Based on other posts (such as “Max number of tokens a Thread can use equal the Context Length of the used model?”), I’d expect the seed information to have aged outside of the maximum context (8k tokens for gpt-4 0613).

What I have observed is that this seed information that exists past the 8k token limit is perfectly summarized.

How might this be occurring?

1 Like

Received response from Open AI engineering team:

This is part of our truncation logic that’s built into our Assistants API (from our docs:

“Once the size of the Messages in a Thread exceeds the context window of the model, the Thread will attempt to include as many messages as possible that fit in the context window and drop the oldest messages. Note that this truncation strategy will evolve over time to become more sophisticated

Therefore, some old messages will get retained as part of our truncation strategy and others will get dropped, similar to ChatGPT. Unfortunately, we can’t share more about this truncation strategy, so sorry about that!

This confirms that there is some secret sauce beyond a simple sliding window on the chat history.


Nice insight! Yeah it seemed weird. Numerous people have shown ChatGPT retaining very old “seed” messages when passing the context length, while forgetting others.

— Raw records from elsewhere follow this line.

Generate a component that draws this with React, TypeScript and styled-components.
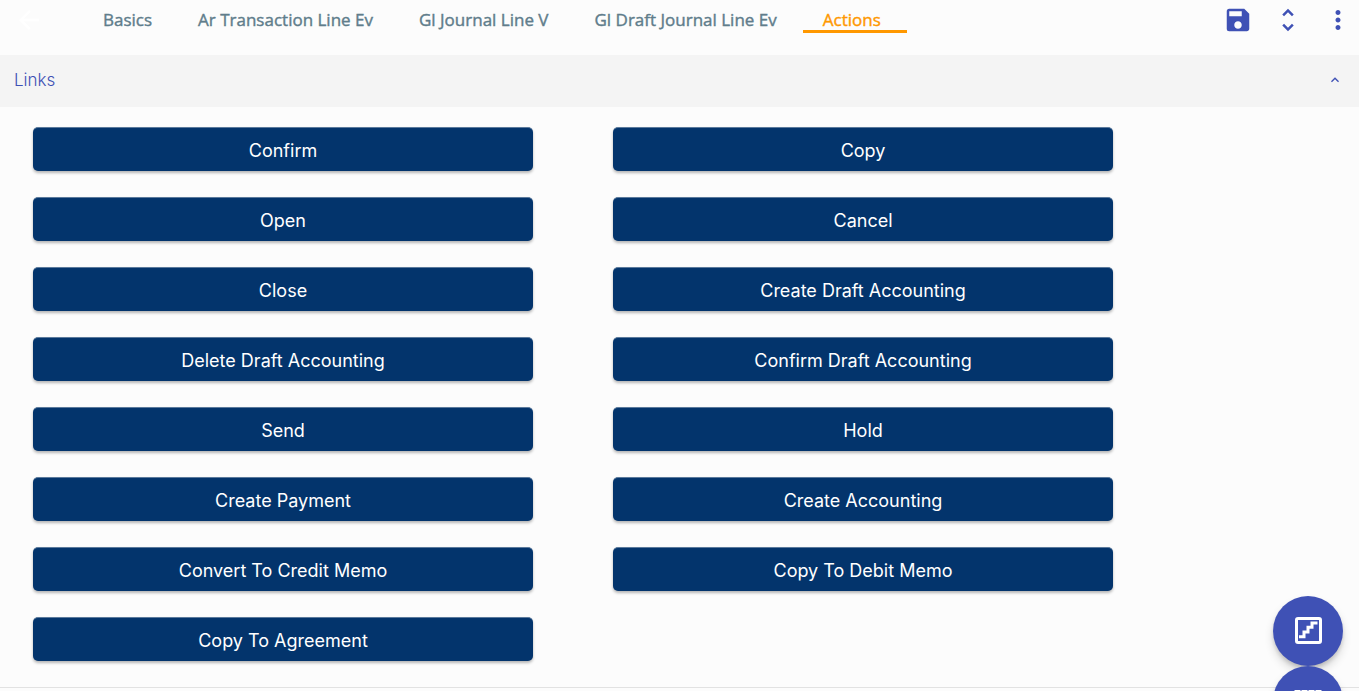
import React from 'react';
import styled, { createGlobalStyle } from 'styled-components';
import { MdArrowBack, MdExpandLess, MdMoreVert, MdSave, MdUnfoldMore } from 'react-icons/md';

const GlobalStyle = createGlobalStyle`
  *, *::before, *::after { box-sizing: border-box; }
  body {
    margin: 0;
    background: #fcfcfc;
    font-family: Inter, "Liberation Sans", sans-serif;
  }
  button { font-family: inherit; cursor: pointer; }
`;

const Toolbar = styled.header`
  display: flex;
  align-items: flex-start;
  height: 55px;
  padding: 0 6px 0 14px;
  background: #fcfcfc;
`;

const IconButton = styled.button<{ $tone?: string }>`
  display: flex;
  align-items: center;
  justify-content: center;
  width: 30px;
  height: 40px;
  padding: 0;
  border: 0;
  background: none;
  color: ${(p) => p.$tone ?? '#3f51b5'};
`;

const Tabs = styled.nav`
  display: flex;
  margin-left: 39px;
`;

const Tab = styled.a<{ $active?: boolean }>`
  height: 33px;
  padding: 8px 26px 0 20px;
  border-bottom: 3px solid ${(p) => (p.$active ? '#ff9800' : 'transparent')};
  color: ${(p) => (p.$active ? '#ff9800' : '#607d8b')};
  font-family: "Open Sans", "Noto Sans", sans-serif;
  font-size: 17px;
  font-weight: 500;
  line-height: 24px;
  -webkit-text-stroke: 0.4px currentColor;
  text-decoration: none;
  white-space: nowrap;
`;

const Tools = styled.div`
  display: flex;
  gap: 20px;
  margin-left: auto;
`;

const SectionHeader = styled.button`
  display: flex;
  align-items: center;
  justify-content: space-between;
  width: 100%;
  height: 52px;
  padding: 0 16px 2px 14px;
  border: 0;
  background: #f4f4f4;
  color: #3f51b5;
  font-size: 17px;
  font-weight: 300;
  line-height: 24px;
`;

const SectionBody = styled.div`
  display: grid;
  grid-template-columns: repeat(2, minmax(0, 500px));
  gap: 26px 80px;
  padding: 20px 33px 26px;
  border-bottom: 1px solid #e2e2e2;
`;

const ActionButton = styled.button`
  height: 44px;
  padding: 2px 16px 0;
  border: 0;
  border-top: 1px solid #5b7a9c;
  border-radius: 5px;
  background: #03346c;
  box-shadow: 0 2px 3px rgba(0, 0, 0, 0.28);
  color: #fff;
  font-size: 18px;
  font-weight: 400;
  line-height: 24px;
`;

const FloatingActions = styled.div`
  position: fixed;
  right: 16px;
  bottom: -45px;
  display: flex;
  flex-direction: column;
`;

const Fab = styled.button`
  display: flex;
  align-items: center;
  justify-content: center;
  width: 70px;
  height: 70px;
  padding: 0;
  border: 0;
  border-radius: 50%;
  background: #3f51b5;
  box-shadow: 0 3px 5px -1px rgba(0, 0, 0, 0.2), 0 6px 10px rgba(0, 0, 0, 0.14);
  color: #fff;
`;

const StairsIcon = () => (
  <svg width="28" height="28" viewBox="0 0 28 28" fill="none" stroke="currentColor" strokeWidth="3" aria-hidden="true">
    <rect x="2.5" y="1.5" width="24" height="24" rx="1.5" />
    <path d="M23.5 6H18V10.3H14V15H10V19.8H5" />
  </svg>
);

const GridIcon = () => (
  <svg width="28" height="22" viewBox="0 0 28 22" fill="currentColor" aria-hidden="true">
    {[0, 8, 16].map((y) =>
      [0, 7, 14, 21].map((x) => <rect key={`${x}-${y}`} x={x + 0.5} y={y} width="6" height="6" />),
    )}
  </svg>
);

const tabs = ['Basics', 'Ar Transaction Line Ev', 'Gl Journal Line V', 'Gl Draft Journal Line Ev', 'Actions'];

const actions = [
  'Confirm', 'Copy',
  'Open', 'Cancel',
  'Close', 'Create Draft Accounting',
  'Delete Draft Accounting', 'Confirm Draft Accounting',
  'Send', 'Hold',
  'Create Payment', 'Create Accounting',
  'Convert To Credit Memo', 'Copy To Debit Memo',
  'Copy To Agreement',
];

export default function App() {
  return (
    <>
      <GlobalStyle />
      <Toolbar>
        <IconButton type="button" aria-label="Back" $tone="#fff"><MdArrowBack size={30} /></IconButton>
        <Tabs>
          {tabs.map((t) => (
            <Tab key={t} href="#" $active={t === 'Actions'}>{t}</Tab>
          ))}
        </Tabs>
        <Tools>
          <IconButton type="button" aria-label="Save"><MdSave size={30} /></IconButton>
          <IconButton type="button" aria-label="Expand"><MdUnfoldMore size={30} /></IconButton>
          <IconButton type="button" aria-label="More"><MdMoreVert size={30} /></IconButton>
        </Tools>
      </Toolbar>
      <main>
        <SectionHeader type="button" aria-expanded="true">
          Links
          <MdExpandLess size={16} />
        </SectionHeader>
        <SectionBody>
          {actions.map((a) => (
            <ActionButton key={a} type="button">{a}</ActionButton>
          ))}
        </SectionBody>
      </main>
      <FloatingActions>
        <Fab type="button" aria-label="Steps"><StairsIcon /></Fab>
        <Fab type="button" aria-label="Grid view"><GridIcon /></Fab>
      </FloatingActions>
    </>
  );
}
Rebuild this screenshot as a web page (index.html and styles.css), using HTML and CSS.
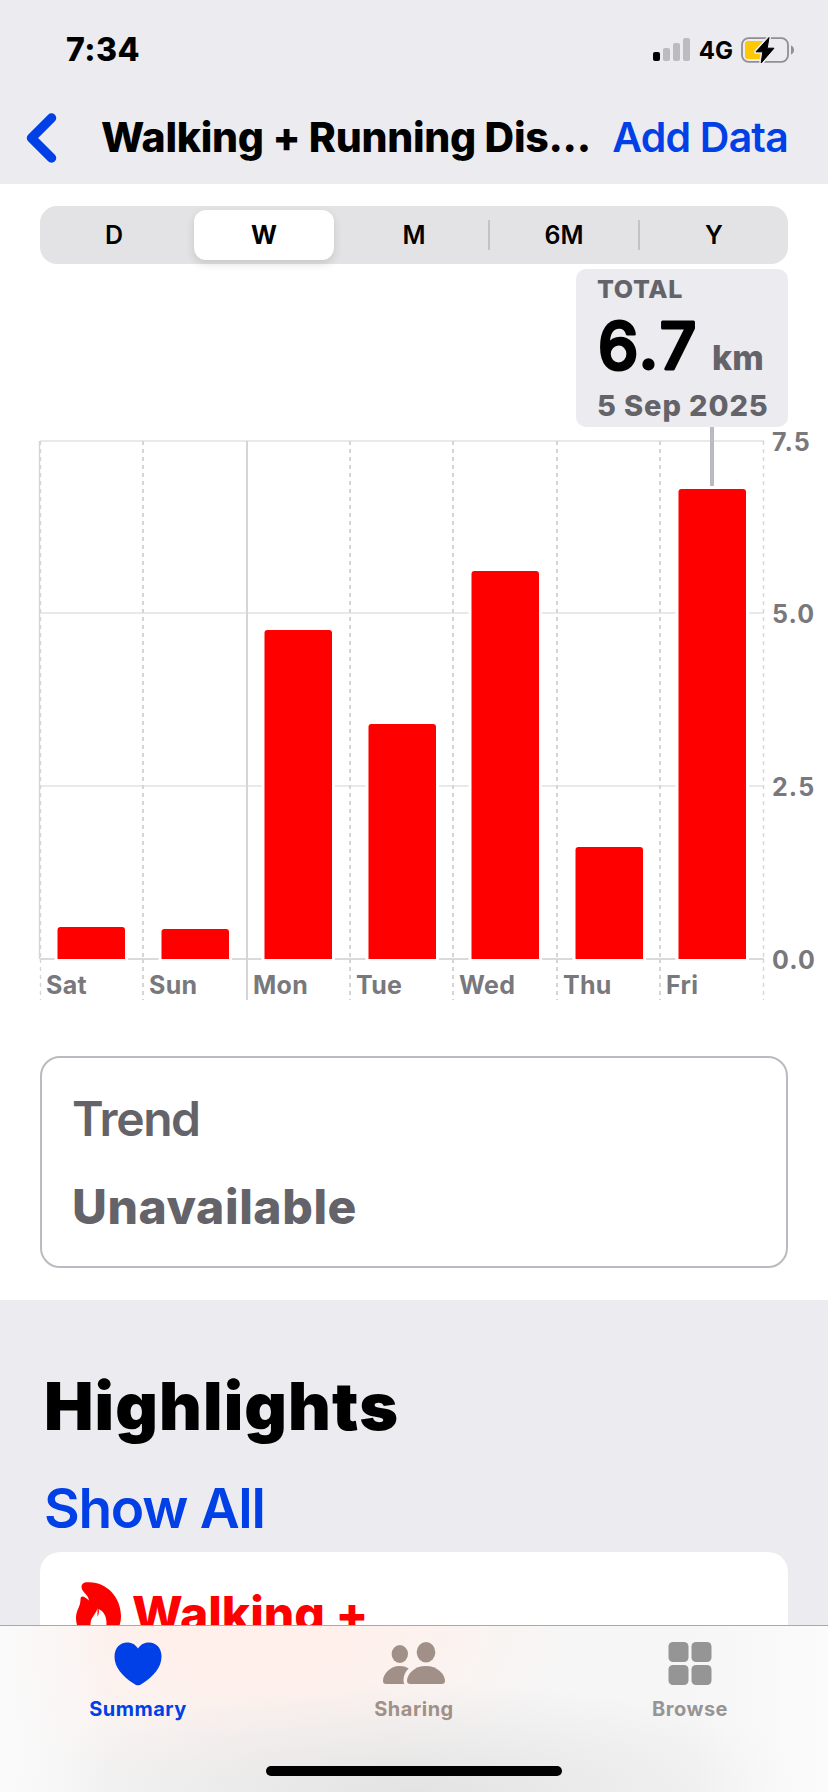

For ChatGPT not sure. It could be that they perform a similarity search on the message along with the conversation once the token limit is met to determine which content to remove and which to retain. Would be nice to get some more insights here.

Thanks for sharing

1 Like

I was wondering same about similiarity search. I suppose that would imply creating embeddings for each message. At this point Open AI has refused to provide any implementation details on their “truncation strategy”.

Thanks for the feedback!

1 Like